I have a dream of offering elegant hospitality to those of my friends and relatives who would like to visit Lambertville. The dream involves a guest room to rival the best hotels, a guest room worthy of Martha Stewart.
It’s not quite there yet.
Our guests stay in the attic. It is, at least, air-conditioned. The guest bed is a charming old piece we bought from a local antique dealer who has since died. We have lived in this house for thirty-two years, and all this time I have had shifting visions of what the attic, a finished room bigger than any other room in the house, might become. It was a sewing room. It was a writing room. Once the bed moved up there it was a bedroom, first for our son, who didn’t like it and moved back downstairs, and then for my grandson. My rowdy grandson jumped on the bed and broke the bed slats, which weren’t all that sturdy to begin with, so Harold replaced them with a stout piece of plywood. Thicknesses of foam rubber did for a mattress, held together with a mattress cover.
And now it’s a guest room, in the corners of which reside thirty-two years worth of stuff.
I don’t like that, but there doesn’t seem to be much I can do about it other than to go up there from time to time and throw out whatever of the stuff I can bear to part with. The boxes under the bed contain our son’s stuff, and I can’t throw that out because it isn’t mine to throw. Meanwhile he lives on the West Coast. The stuff on the shelves under the window consists of dressmaking supplies. I’m not sure I’ll ever get back into that. Then there’s a veritable wall of musical instruments in cases. It would be wrong to jettison a musical instrument. And the toys! But they are for the children to play with when they come to our New Year’s Eve party.

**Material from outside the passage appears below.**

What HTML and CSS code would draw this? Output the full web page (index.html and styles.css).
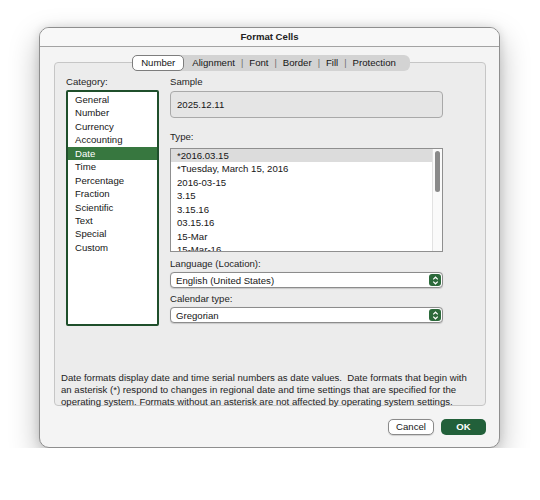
FILE: index.html
```html
<!DOCTYPE html>
<html>
<head>
<meta charset="utf-8">
<link rel="stylesheet" href="styles.css">
</head>
<body>
<div class="window">
  <div class="titlebar">Format Cells</div>
  <div class="content">
    <div class="tabs-wrap">
      <div class="tabs">
        <span class="tab active">Number</span>
        <span class="tab">Alignment</span><span class="sep">|</span>
        <span class="tab">Font</span><span class="sep">|</span>
        <span class="tab">Border</span><span class="sep">|</span>
        <span class="tab">Fill</span><span class="sep">|</span>
        <span class="tab">Protection</span>
      </div>
    </div>
    <div class="group">
      <div class="main">
        <div class="left">
          <div class="label">Category:</div>
          <div class="catlist">
            <div class="item">General</div>
            <div class="item">Number</div>
            <div class="item">Currency</div>
            <div class="item">Accounting</div>
            <div class="item selected">Date</div>
            <div class="item">Time</div>
            <div class="item">Percentage</div>
            <div class="item">Fraction</div>
            <div class="item">Scientific</div>
            <div class="item">Text</div>
            <div class="item">Special</div>
            <div class="item">Custom</div>
          </div>
        </div>
        <div class="right">
          <div class="label">Sample</div>
          <div class="sample">2025.12.11</div>
          <div class="label type-label">Type:</div>
          <div class="typelist">
            <div class="rows">
              <div class="item grey">*2016.03.15</div>
              <div class="item">*Tuesday, March 15, 2016</div>
              <div class="item">2016-03-15</div>
              <div class="item">3.15</div>
              <div class="item">3.15.16</div>
              <div class="item">03.15.16</div>
              <div class="item">15-Mar</div>
              <div class="item">15-Mar-16</div>
            </div>
            <div class="scroll"><div class="thumb"></div></div>
          </div>
          <div class="label lang-label">Language (Location):</div>
          <div class="select">
            <span>English (United States)</span>
            <span class="stepper"><svg width="7" height="9" viewBox="0 0 7 9"><path d="M1.2 3.4 L3.5 1.2 L5.8 3.4 M1.2 5.6 L3.5 7.8 L5.8 5.6" fill="none" stroke="#fff" stroke-width="1.2"/></svg></span>
          </div>
          <div class="label cal-label">Calendar type:</div>
          <div class="select">
            <span>Gregorian</span>
            <span class="stepper"><svg width="7" height="9" viewBox="0 0 7 9"><path d="M1.2 3.4 L3.5 1.2 L5.8 3.4 M1.2 5.6 L3.5 7.8 L5.8 5.6" fill="none" stroke="#fff" stroke-width="1.2"/></svg></span>
          </div>
        </div>
      </div>
      <div class="desc">Date formats display date and time serial numbers as date values.&nbsp; Date formats that begin with an asterisk (*) respond to changes in regional date and time settings that are specified for the operating system. Formats without an asterisk are not affected by operating system settings.</div>
    </div>
    <div class="buttons">
      <span class="btn cancel">Cancel</span>
      <span class="btn ok">OK</span>
    </div>
  </div>
</div>
</body>
</html>
```

FILE: styles.css
```css
* { box-sizing: border-box; }
html, body { margin: 0; padding: 0; background: #fff; }
body {
  font-family: "Liberation Sans", Arial, sans-serif;
  font-size: 9.6px;
  color: #161616;
  padding: 27px 0 0 39px;
}
.window {
  width: 461px;
  height: 421px;
  background: #f4f4f4;
  border: 1px solid #8e8e8e;
  border-radius: 10px;
  box-shadow: 0 12px 30px rgba(0,0,0,0.28), 0 0 10px rgba(0,0,0,0.12);
  display: flex;
  flex-direction: column;
  overflow: hidden;
}
.titlebar {
  height: 19px;
  border-bottom: 1px solid #a3a3a3;
  background: #f8f8f8;
  text-align: center;
  font-weight: 700;
  font-size: 9.6px;
  line-height: 18px;
  color: #222;
}
.content {
  padding: 8px 13px 0 14px;
  display: flex;
  flex-direction: column;
}
.tabs-wrap {
  display: flex;
  justify-content: center;
  margin-bottom: -9px;
  position: relative;
  z-index: 1;
  padding-left: 2px;
}
.tabs {
  display: flex;
  align-items: center;
  height: 16px;
  background: #d3d3d3;
  border-radius: 6px;
  padding-right: 8px;
}
.tab {
  line-height: 16px;
  padding: 0 6px;
  color: #161616;
}
.tab.active {
  background: #fff;
  border: 1px solid #7d7d7d;
  border-radius: 5px;
  line-height: 14px;
  padding: 0 8px;
  margin-right: 2px;
}
.sep { color: #6e6e6e; font-size: 9px; }
.group {
  border: 1px solid #c6c6c6;
  border-radius: 4px;
  background: #ececec;
  height: 344px;
  padding: 12px 0 0 11px;
  display: flex;
  flex-direction: column;
}
.main { display: flex; gap: 11px; }
.label { line-height: 13px; color: #1e1e1e; }
.left { width: 93px; }
.catlist {
  margin-top: 2px;
  height: 236px;
  background: #fff;
  border: 2px solid #1f4f2b;
  border-radius: 2px;
  padding-top: 1px;
}
.catlist .item {
  height: 13.45px;
  line-height: 13.45px;
  padding-left: 7px;
}
.catlist .item.selected {
  background: #37773f;
  color: #fff;
}
.right { width: 273px; display: flex; flex-direction: column; }
.sample {
  margin-top: 3px;
  height: 27px;
  border: 1px solid #a9a9a9;
  border-radius: 4px;
  background: #e5e5e5;
  line-height: 25px;
  padding-left: 6px;
}
.type-label { margin-top: 12px; }
.typelist {
  margin-top: 5px;
  height: 104px;
  border: 1px solid #8f8f8f;
  background: #fff;
  display: flex;
  overflow: hidden;
}
.rows { flex: 1; }
.rows .item {
  height: 13.45px;
  line-height: 13.45px;
  padding-left: 6px;
  white-space: nowrap;
}
.rows .item.grey { background: #dcdcdc; }
.scroll {
  width: 10px;
  border-left: 1px solid #e2e2e2;
  background: #fafafa;
  padding: 2px 0 0 2px;
}
.thumb {
  width: 5px;
  height: 41px;
  background: #8a8a8a;
  border-radius: 3px;
}
.lang-label { margin-top: 5px; }
.cal-label { margin-top: 4px; }
.select {
  margin-top: 2px;
  height: 16px;
  background: #fff;
  border: 1px solid #8c8c8c;
  border-radius: 4px;
  display: flex;
  align-items: center;
  justify-content: space-between;
  padding: 0 1px 0 5px;
  box-shadow: 0 0.5px 1px rgba(0,0,0,0.15);
}
.stepper {
  width: 12px;
  height: 12px;
  background: #2c6a3b;
  border-radius: 3px;
  display: flex;
  align-items: center;
  justify-content: center;
}
.desc {
  margin-top: auto;
  line-height: 12px;
  margin-left: -5px;
  margin-bottom: -3px;
  padding-right: 12px;
  color: #1e1e1e;
}
.buttons {
  display: flex;
  justify-content: flex-end;
  gap: 7px;
  margin-top: 13px;
}
.btn {
  height: 16px;
  line-height: 14px;
  border-radius: 5px;
  text-align: center;
}
.cancel {
  width: 46px;
  background: #fff;
  border: 1px solid #8a8a8a;
  box-shadow: 0 0.5px 1px rgba(0,0,0,0.15);
}
.ok {
  width: 45px;
  background: #22603a;
  color: #fff;
  font-weight: 700;
  line-height: 16px;
}
```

What to get rid of? The fake mattress made from layers of foam. After all these years it’s ratty, disgusting, offensive. That could go.
And in fact it went. We have an annual tradition in Lambertville called Sparkle Week, wherein the residents are encouraged to put unwanted items on the curb, first for scavengers to pick up if they see anything they want and then for the city to take away. I measured the bed and found that it was just the right size for a double bed futon mattress, an item that can be ordered online, an item that comes all squished down and only inflates to its full size when you remove the wrapping and expose it to the air. Splendid, I thought. Out with the foam, in with the futon mattress. There will be a short period after Sparkle Week when the plywood is all bare, but we aren’t expecting sleepover company until August. I put the foam on the curb and placed my order.

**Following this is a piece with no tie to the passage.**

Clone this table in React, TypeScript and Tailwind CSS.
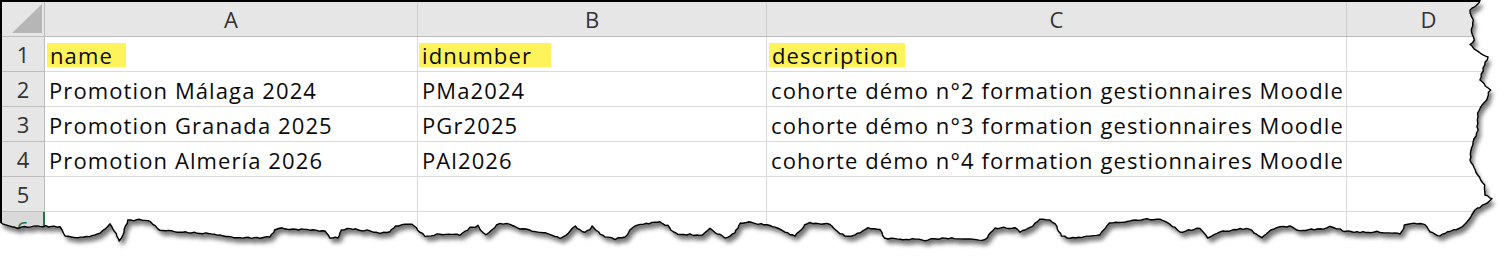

No sooner had I done this than I received an e-mail from my niece. It was as horrifying as those fake ones you get from your hacked friends saying the family took an unannounced vacation in some foreign country and was mugged in the hotel parking lot, please send money. Except that my niece and her husband didn’t need money, only sympathy and moral support. It seems a moving van carrying all their worldly goods from D. C. to California caught fire inexplicably in Alabama, and the moving company sent the cinders to New Jersey, where they were forced to come and see if anything could be saved.
Well, of course I had to invite them to come and stay. What would you do? Really. Only after I had pressed “send” did I remember that there was no mattress on the guest bed.
By the grace of God and the United Parcel Service the mattress arrived yesterday afternoon, just in the nick of time. Harold struggled the thing up to the third floor with the aid of a hand truck he borrowed from the library and we unwrapped it and laid it on the bed. Hurrah! It just fit. A label that came with it explained that it wouldn’t reach its full thickness for forty-eight hours after it was unwrapped, although it could be slept on.
I stretched out on the thing and found it to be something of a rock pile. But it’s still inflating. Even now my niece and her husband are lying on it fast asleep, oblivious to the soft hiss while the mattress grows plumper and plumper underneath them. By the time they wake up it might almost be comfortable. If it isn’t, I can get another layer of foam.